SQL: I have to absolutely disagree with S.Lott' answer.
I am not aware of out-of-the-box solution, but it is definitely possible to discover all the tables that have ForeignKey constraints to a given table. One needs to use properly the INFORMATION_SCHEMA views such as REFERENTIAL_CONSTRAINTS, KEY_COLUMN_USAGE, TABLE_CONSTRAINTS, etc. See SQL Server example. With some limitations and extensions, most versions of new relational databases support INFORMATION_SCHEMA standard. When you have all the FK information and the object (row) in the table, it is a matter of running few SELECT statements to get all other rows in other tables that refer to given row and prevent it from being deleted.

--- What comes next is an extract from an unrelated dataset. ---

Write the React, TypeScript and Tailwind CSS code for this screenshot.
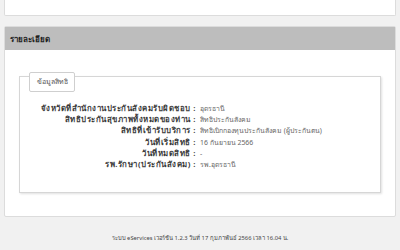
import React from "react";

const rows: [string, string][] = [
  ["จังหวัดที่สำนักงานประกันสังคมรับผิดชอบ :", "อุดรธานี"],
  ["สิทธิประกันสุขภาพทั้งหมดของท่าน :", "สิทธิประกันสังคม"],
  ["สิทธิที่เข้ารับบริการ :", "สิทธิเบิกกองทุนประกันสังคม (ผู้ประกันตน)"],
  ["วันที่เริ่มสิทธิ :", "16 กันยายน 2566"],
  ["วันที่หมดสิทธิ :", "-"],
  ["รพ.รักษา(ประกันสังคม) :", "รพ.อุดรธานี"],
];

export default function App() {
  return (
    <div
      className="w-[400px] h-[250px] overflow-hidden bg-[#f1f1f1] px-[4px] text-[#333]"
      style={{ fontFamily: '"Noto Sans", "Liberation Sans", sans-serif' }}
    >
      <div className="h-[16px] bg-white border border-t-0 border-[#dcdcdc] rounded-b-[2px]" />
      <div className="mt-[10px] bg-white border border-[#dcdcdc] rounded-[2px]">
        <div className="h-[23px] bg-[#bdbdbd] px-[5px] flex items-center text-[8px] font-bold text-[#222]">
          รายละเอียด
        </div>
        <div className="pl-[14px] pr-[14px] pt-[26px] pb-[23px]">
          <div className="relative border border-[#d6d6d6] shadow-[1px_1px_2px_rgba(0,0,0,0.12)] pt-[26px] pb-[22px]">
            <div className="absolute left-[9px] top-[-5px] w-[46px] h-[20px] bg-white border border-[#cfcfcf] rounded-[2px] flex items-center justify-center text-[7px] text-[#555]">
              ข้อมูลสิทธิ
            </div>
            <div className="grid grid-cols-[176px_1fr] gap-x-[4px]">
              {rows.map(([k, v]) => (
                <React.Fragment key={k}>
                  <div className="text-right text-[7.8px] tracking-[0.5px] leading-[11.2px] font-bold text-[#3a3a3a] whitespace-nowrap">
                    {k}
                  </div>
                  <div className="text-[6.9px] leading-[11.2px] text-[#666] whitespace-nowrap">{v}</div>
                </React.Fragment>
              ))}
            </div>
          </div>
        </div>
      </div>
      <div className="mt-[17px] text-center text-[5.8px] text-[#444]">
        ระบบ eServices เวอร์ชัน 1.2.3 วันที่ 17 กุมภาพันธ์ 2566 เวลา 16.04 น.
      </div>
    </div>
  );
}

SqlAlchemy: As noted by stephan in his comment, if you use orm with backref for relations, then it should be quite easy for you to get the list of parent objects that keep reference to the object you are trying to delete, because those objects are basically mapped properties of your object (child1.Parent).
If you work with Table objects of sql alchemy (or not always use backref for relations), then you would have to get values of foreign_keys for all the tables, and then for all those ForeignKeys call references(...) method, providing your table as a parameter. In this way you will find all the FKs (and tables) that have reference to the table your object maps to. Then you can query all the objects that keep reference to your object by constructing the query for each of those FKs.
In general, there's no way to "discover" all of the references in a relational database.
In some databases, they may use declarative referential integrity in the form of explicit Foreign Key or Check constraints.
But there's no requirement to do this. It can be incomplete or inconsistent.
Any query can include a FK relationship that is not declared. Without the universe of all queries, you can't know the relationships which are used but not declared.
To find "referers" in general, you must actually know the database design and have all queries.
For each model class, you can easily see if all its one-to-many relations are empty simply by asking for the list in each case and seeing how many entries it contains. (There is probably a more efficient way implemented in terms of COUNT, too.) If there are any foreign keys relating to the object, and you have your object relations set up correctly, then at least one of these lists will be non-zero in length.